- GIVEN INSTRUCTION
Locate each line containing the string "styles" and copy it out.

==== DATA SUPPLIED ====

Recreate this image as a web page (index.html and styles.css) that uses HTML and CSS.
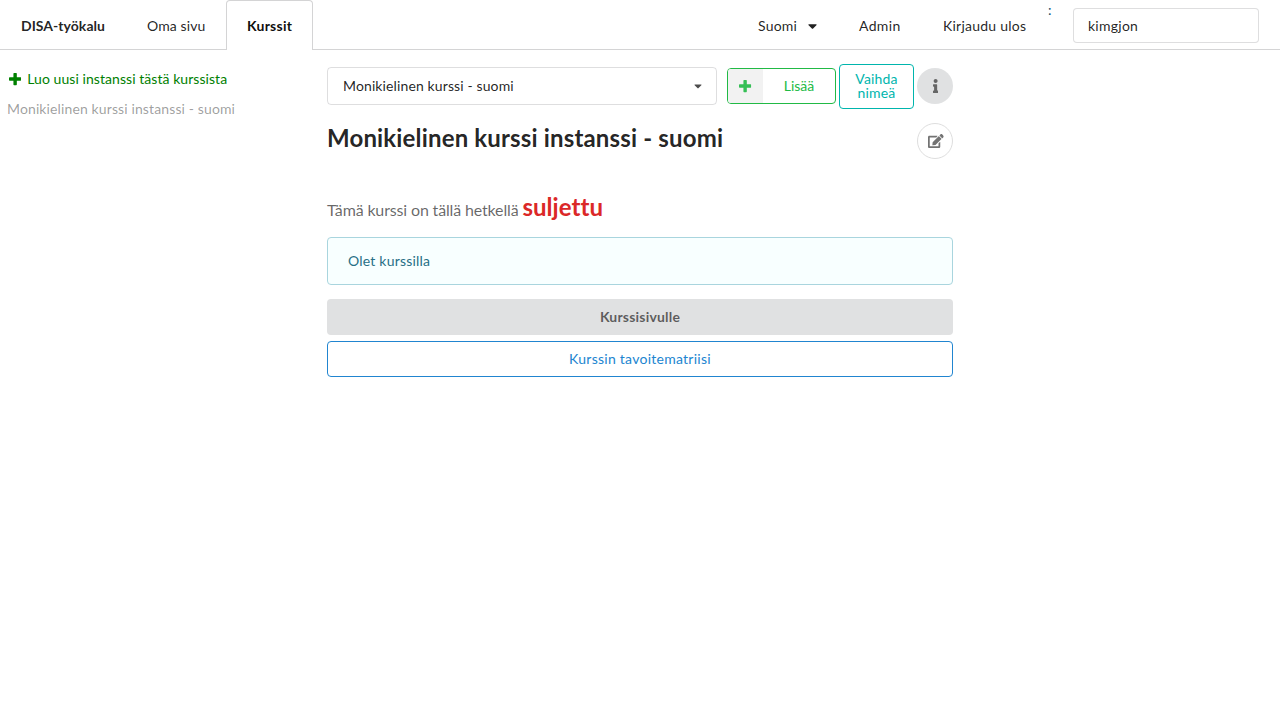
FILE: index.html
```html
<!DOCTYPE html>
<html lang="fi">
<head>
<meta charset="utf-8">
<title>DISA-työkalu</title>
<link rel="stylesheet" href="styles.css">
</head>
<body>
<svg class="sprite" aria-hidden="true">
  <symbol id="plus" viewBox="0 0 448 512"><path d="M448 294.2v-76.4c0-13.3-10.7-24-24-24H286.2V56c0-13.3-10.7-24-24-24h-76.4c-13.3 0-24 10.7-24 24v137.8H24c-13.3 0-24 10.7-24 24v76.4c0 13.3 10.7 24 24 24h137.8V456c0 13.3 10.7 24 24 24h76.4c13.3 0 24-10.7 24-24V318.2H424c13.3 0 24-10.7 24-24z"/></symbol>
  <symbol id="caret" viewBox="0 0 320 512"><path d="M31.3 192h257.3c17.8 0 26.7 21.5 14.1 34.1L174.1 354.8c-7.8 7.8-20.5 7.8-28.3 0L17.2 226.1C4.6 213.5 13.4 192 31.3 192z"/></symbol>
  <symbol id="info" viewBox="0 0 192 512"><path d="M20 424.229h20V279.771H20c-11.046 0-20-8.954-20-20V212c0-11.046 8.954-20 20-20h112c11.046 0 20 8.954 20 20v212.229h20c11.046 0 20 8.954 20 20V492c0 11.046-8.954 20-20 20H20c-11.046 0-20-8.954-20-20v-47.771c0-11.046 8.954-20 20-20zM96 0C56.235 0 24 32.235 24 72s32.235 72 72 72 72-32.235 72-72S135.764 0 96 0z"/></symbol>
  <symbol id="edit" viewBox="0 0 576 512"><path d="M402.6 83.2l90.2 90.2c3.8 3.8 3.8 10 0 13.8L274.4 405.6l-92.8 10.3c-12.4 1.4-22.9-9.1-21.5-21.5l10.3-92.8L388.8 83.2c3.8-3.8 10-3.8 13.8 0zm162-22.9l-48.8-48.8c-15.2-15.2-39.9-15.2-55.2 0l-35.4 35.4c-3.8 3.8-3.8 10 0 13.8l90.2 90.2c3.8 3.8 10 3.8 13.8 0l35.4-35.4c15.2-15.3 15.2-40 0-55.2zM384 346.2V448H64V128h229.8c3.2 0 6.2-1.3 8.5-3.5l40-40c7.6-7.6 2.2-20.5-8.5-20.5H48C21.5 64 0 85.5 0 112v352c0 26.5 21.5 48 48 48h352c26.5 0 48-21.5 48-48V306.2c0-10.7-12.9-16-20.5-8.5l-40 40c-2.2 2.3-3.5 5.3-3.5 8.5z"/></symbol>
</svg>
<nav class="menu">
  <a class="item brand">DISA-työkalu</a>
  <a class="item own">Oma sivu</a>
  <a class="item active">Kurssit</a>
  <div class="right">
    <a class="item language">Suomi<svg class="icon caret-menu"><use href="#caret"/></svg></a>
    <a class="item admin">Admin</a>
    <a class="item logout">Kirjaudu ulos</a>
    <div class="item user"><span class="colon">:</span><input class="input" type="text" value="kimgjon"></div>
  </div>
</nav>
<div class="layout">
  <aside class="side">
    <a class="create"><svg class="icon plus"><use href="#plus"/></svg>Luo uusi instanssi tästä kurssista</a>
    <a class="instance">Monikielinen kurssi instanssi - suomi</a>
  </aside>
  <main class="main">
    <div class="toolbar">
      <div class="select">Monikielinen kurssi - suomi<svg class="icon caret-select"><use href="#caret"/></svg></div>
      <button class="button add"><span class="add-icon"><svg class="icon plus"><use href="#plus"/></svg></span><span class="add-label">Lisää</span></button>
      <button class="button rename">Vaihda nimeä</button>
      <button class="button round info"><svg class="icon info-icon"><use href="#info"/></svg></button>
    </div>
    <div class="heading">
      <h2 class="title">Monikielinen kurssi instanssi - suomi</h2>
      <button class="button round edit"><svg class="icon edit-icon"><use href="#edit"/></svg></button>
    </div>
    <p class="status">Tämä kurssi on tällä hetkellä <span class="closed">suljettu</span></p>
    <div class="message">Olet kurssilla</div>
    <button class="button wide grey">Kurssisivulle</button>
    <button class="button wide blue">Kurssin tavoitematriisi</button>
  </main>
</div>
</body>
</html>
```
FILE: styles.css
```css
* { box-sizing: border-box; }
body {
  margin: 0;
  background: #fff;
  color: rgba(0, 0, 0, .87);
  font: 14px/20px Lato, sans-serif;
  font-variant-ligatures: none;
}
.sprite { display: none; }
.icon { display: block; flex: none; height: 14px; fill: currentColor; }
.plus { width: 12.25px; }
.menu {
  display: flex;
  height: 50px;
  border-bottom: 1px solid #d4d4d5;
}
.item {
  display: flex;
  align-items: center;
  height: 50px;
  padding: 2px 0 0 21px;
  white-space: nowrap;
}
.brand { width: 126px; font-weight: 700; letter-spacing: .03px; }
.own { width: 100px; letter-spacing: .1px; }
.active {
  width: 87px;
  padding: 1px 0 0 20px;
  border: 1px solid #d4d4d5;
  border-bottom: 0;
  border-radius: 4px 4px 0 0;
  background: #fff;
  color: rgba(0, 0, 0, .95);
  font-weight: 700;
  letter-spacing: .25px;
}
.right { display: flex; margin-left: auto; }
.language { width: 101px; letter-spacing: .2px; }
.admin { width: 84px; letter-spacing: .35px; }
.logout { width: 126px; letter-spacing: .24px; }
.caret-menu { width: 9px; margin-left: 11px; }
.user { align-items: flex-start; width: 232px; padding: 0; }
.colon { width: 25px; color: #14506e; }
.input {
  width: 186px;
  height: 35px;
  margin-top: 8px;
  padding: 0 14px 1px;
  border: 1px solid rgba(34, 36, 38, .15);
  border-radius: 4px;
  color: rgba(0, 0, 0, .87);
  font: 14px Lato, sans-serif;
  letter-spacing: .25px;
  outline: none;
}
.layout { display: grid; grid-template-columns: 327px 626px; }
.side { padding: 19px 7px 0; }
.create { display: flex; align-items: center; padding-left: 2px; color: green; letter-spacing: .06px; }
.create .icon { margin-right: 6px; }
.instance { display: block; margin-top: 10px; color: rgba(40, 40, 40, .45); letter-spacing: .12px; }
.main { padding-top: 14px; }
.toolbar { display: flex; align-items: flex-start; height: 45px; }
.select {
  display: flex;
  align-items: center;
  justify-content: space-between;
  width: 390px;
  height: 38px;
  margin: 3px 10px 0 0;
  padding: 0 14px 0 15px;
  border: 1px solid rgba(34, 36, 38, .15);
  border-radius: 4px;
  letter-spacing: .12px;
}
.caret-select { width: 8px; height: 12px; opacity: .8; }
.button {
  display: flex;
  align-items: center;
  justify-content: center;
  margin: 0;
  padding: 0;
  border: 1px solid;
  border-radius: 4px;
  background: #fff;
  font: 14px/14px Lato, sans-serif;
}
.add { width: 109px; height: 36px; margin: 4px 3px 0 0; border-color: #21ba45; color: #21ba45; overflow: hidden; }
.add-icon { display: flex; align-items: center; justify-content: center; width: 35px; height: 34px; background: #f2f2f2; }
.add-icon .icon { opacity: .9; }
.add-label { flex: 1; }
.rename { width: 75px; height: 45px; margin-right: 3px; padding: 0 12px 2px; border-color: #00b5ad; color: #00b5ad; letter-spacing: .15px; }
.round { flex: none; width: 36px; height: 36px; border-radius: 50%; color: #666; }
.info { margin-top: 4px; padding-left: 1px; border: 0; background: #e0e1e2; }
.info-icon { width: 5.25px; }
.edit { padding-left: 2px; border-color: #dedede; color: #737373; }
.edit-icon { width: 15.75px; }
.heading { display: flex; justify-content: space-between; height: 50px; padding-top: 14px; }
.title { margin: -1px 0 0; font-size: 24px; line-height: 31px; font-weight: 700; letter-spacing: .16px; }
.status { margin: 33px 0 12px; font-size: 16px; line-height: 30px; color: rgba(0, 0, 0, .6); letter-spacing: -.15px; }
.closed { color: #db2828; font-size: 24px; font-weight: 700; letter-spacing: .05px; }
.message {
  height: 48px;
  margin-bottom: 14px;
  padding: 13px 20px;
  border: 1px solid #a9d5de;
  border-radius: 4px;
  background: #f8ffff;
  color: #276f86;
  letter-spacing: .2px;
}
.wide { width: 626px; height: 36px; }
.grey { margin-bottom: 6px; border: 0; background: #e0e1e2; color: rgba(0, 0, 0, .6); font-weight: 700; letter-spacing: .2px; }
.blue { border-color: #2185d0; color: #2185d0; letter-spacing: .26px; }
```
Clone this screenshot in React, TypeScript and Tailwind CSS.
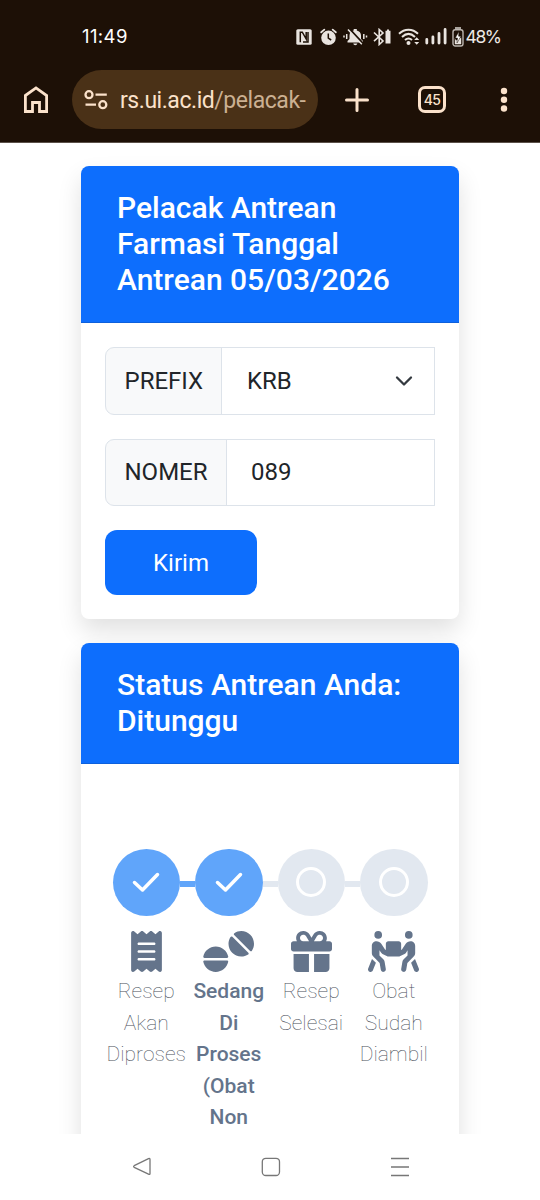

====

- REPLY
Recreate this image as a web page (index.html and styles.css) that uses HTML and CSS.
<link rel="stylesheet" href="styles.css">
FILE: styles.css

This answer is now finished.